Though only two giant-monster movies ever achieved real greatness -- the original 1933 King Kong and the original 1954 Japanese film Gojira (not the version we got two years later as Godzilla, with virtually all the non-monster dramatic content cut out and replaced by new and cheaply-shot footage featuring Raymond Burr; Gojira, which we in the U.S. didn’t get to see until 2004, is a masterpiece that intensely expresses Japan’s nationwide post-traumatic stress disorder at being the first country ever on the receiving end of a nuclear attack) -- Them! is quite good entertainment, able to make us suspend disbelief despite its scientifically ridiculous premise (no creature on earth with an outside skeleton can be longer than 18 inches or so because if they got any bigger than that, earth’s gravity would pull their internal organs off the outside skeleton -- and the largest exoskeletal creatures, lobsters and crabs, solve that problem by living most of their lives under water, where their buoyancy partly counteracts the effect of gravity) and refreshing in that unlike in other contemporary monster movies, the scientist agrees with the military that the creature needs to be killed instead of pleading with the authorities to keep it alive for research and/or to try to communicate with it (as happened in James Arness’s other science-fiction horror classic, The Thing, from 1951).

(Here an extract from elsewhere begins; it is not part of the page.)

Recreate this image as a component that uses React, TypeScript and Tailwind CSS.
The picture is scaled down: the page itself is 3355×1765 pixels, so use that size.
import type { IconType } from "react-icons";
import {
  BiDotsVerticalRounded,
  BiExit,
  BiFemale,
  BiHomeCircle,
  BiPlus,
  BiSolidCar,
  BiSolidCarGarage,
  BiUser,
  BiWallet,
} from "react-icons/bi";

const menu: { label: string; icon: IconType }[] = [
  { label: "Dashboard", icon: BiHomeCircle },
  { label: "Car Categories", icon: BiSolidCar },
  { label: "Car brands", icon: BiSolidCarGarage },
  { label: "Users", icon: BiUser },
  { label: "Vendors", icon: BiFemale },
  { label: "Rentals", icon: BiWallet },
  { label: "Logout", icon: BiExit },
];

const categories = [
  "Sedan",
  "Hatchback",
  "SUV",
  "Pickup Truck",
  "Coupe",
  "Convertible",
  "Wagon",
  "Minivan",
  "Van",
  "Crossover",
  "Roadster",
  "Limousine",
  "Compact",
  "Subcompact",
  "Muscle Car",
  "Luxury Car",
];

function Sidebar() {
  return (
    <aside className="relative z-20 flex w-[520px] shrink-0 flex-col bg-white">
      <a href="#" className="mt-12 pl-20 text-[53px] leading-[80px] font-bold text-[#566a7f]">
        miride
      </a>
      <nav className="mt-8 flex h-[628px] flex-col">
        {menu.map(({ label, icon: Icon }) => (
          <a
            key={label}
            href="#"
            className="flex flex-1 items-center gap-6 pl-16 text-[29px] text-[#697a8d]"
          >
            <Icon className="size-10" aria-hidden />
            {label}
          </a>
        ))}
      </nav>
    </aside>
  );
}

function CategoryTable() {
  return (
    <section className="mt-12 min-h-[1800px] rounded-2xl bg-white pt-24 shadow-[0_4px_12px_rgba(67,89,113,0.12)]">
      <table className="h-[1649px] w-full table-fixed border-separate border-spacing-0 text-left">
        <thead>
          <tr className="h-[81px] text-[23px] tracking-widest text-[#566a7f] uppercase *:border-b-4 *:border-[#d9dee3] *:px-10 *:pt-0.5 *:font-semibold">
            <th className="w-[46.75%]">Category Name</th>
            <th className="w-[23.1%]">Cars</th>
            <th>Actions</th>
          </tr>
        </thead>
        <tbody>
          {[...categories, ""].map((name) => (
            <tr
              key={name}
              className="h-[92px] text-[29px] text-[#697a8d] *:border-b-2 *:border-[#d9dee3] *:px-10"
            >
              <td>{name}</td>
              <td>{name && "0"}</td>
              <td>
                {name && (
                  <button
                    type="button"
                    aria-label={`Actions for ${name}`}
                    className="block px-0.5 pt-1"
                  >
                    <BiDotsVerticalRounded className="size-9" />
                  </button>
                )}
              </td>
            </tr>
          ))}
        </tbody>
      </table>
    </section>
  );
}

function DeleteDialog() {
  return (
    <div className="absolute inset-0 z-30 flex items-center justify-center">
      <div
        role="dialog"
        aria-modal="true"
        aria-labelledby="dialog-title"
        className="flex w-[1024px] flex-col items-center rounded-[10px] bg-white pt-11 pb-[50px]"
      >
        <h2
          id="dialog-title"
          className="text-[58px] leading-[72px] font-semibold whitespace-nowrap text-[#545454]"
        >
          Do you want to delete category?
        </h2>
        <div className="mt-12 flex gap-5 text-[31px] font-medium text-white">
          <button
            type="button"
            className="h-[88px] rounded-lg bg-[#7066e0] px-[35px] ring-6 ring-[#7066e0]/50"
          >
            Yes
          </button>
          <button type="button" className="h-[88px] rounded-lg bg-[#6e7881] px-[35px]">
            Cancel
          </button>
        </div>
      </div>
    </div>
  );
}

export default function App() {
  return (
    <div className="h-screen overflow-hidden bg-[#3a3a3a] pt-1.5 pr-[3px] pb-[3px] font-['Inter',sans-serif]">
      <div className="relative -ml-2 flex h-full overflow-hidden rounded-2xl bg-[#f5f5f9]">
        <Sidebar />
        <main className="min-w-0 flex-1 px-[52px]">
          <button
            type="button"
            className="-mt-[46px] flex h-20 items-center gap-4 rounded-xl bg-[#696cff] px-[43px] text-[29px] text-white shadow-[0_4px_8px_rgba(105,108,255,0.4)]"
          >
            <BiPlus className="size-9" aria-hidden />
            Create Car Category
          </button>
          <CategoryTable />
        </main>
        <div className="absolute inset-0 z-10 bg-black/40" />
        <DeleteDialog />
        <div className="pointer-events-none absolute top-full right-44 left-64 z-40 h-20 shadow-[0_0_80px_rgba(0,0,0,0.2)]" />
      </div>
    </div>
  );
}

TCM host Ben Mankiewicz warned us that the special effects wouldn’t be as good as they’d be in a version of this premise made today, post-CGI, and he made the surprising claim that instead of using miniature models and stop-motion photography to represent the giant ants, they built two full-sized models, one complete and one partial, and needed up to 20 people off-set to work them. The effects are quite convincing, though that may be one of the reasons this film is in black-and-white (albeit with one splash of color -- the title is blood-red against a black-and-white backdrop): because these kinds of effects, especially the composite shots needed to have the monsters interact on screen with human beings, were considerably easier in 1954 to do in black-and-white than in color.